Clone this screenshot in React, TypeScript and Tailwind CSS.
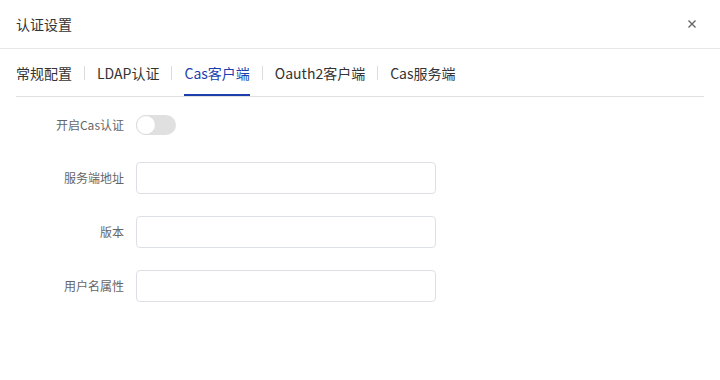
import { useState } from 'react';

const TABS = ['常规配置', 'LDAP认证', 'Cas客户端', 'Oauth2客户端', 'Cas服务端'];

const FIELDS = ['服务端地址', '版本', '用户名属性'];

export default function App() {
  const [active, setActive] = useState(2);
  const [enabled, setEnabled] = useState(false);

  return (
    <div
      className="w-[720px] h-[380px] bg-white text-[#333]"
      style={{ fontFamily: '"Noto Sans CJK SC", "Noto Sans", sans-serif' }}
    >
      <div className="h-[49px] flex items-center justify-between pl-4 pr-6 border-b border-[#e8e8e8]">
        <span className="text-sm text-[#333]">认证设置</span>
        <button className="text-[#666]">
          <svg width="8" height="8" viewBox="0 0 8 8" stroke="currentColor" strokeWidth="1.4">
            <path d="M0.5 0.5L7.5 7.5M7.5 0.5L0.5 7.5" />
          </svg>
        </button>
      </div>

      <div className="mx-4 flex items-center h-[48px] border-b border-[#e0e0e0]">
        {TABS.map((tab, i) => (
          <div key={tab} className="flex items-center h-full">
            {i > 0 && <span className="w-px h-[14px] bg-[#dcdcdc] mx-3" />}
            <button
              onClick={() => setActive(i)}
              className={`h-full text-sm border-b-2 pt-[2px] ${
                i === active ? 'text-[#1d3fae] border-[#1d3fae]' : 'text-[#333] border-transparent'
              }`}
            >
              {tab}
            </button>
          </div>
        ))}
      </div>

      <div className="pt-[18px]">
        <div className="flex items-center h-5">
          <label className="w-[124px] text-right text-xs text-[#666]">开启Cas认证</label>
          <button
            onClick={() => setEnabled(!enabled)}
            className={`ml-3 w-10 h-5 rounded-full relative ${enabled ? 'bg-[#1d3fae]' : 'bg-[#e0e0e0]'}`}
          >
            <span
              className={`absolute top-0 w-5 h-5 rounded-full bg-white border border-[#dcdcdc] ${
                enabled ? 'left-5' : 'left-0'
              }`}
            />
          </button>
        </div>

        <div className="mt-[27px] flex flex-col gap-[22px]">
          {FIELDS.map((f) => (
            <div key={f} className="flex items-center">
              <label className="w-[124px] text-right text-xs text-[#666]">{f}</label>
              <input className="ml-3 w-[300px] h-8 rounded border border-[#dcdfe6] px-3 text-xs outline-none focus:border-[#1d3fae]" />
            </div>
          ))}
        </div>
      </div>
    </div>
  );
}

* * * * * * *

- [Given exercise]: From the material above, copy everything exactly but the pictures.

- [Answer to the exercise]:
Clone this screenshot in React, TypeScript and Tailwind CSS.
import { useState } from 'react';

const TABS = ['常规配置', 'LDAP认证', 'Cas客户端', 'Oauth2客户端', 'Cas服务端'];

const FIELDS = ['服务端地址', '版本', '用户名属性'];

export default function App() {
  const [active, setActive] = useState(2);
  const [enabled, setEnabled] = useState(false);

  return (
    <div
      className="w-[720px] h-[380px] bg-white text-[#333]"
      style={{ fontFamily: '"Noto Sans CJK SC", "Noto Sans", sans-serif' }}
    >
      <div className="h-[49px] flex items-center justify-between pl-4 pr-6 border-b border-[#e8e8e8]">
        <span className="text-sm text-[#333]">认证设置</span>
        <button className="text-[#666]">
          <svg width="8" height="8" viewBox="0 0 8 8" stroke="currentColor" strokeWidth="1.4">
            <path d="M0.5 0.5L7.5 7.5M7.5 0.5L0.5 7.5" />
          </svg>
        </button>
      </div>

      <div className="mx-4 flex items-center h-[48px] border-b border-[#e0e0e0]">
        {TABS.map((tab, i) => (
          <div key={tab} className="flex items-center h-full">
            {i > 0 && <span className="w-px h-[14px] bg-[#dcdcdc] mx-3" />}
            <button
              onClick={() => setActive(i)}
              className={`h-full text-sm border-b-2 pt-[2px] ${
                i === active ? 'text-[#1d3fae] border-[#1d3fae]' : 'text-[#333] border-transparent'
              }`}
            >
              {tab}
            </button>
          </div>
        ))}
      </div>

      <div className="pt-[18px]">
        <div className="flex items-center h-5">
          <label className="w-[124px] text-right text-xs text-[#666]">开启Cas认证</label>
          <button
            onClick={() => setEnabled(!enabled)}
            className={`ml-3 w-10 h-5 rounded-full relative ${enabled ? 'bg-[#1d3fae]' : 'bg-[#e0e0e0]'}`}
          >
            <span
              className={`absolute top-0 w-5 h-5 rounded-full bg-white border border-[#dcdcdc] ${
                enabled ? 'left-5' : 'left-0'
              }`}
            />
          </button>
        </div>

        <div className="mt-[27px] flex flex-col gap-[22px]">
          {FIELDS.map((f) => (
            <div key={f} className="flex items-center">
              <label className="w-[124px] text-right text-xs text-[#666]">{f}</label>
              <input className="ml-3 w-[300px] h-8 rounded border border-[#dcdfe6] px-3 text-xs outline-none focus:border-[#1d3fae]" />
            </div>
          ))}
        </div>
      </div>
    </div>
  );
}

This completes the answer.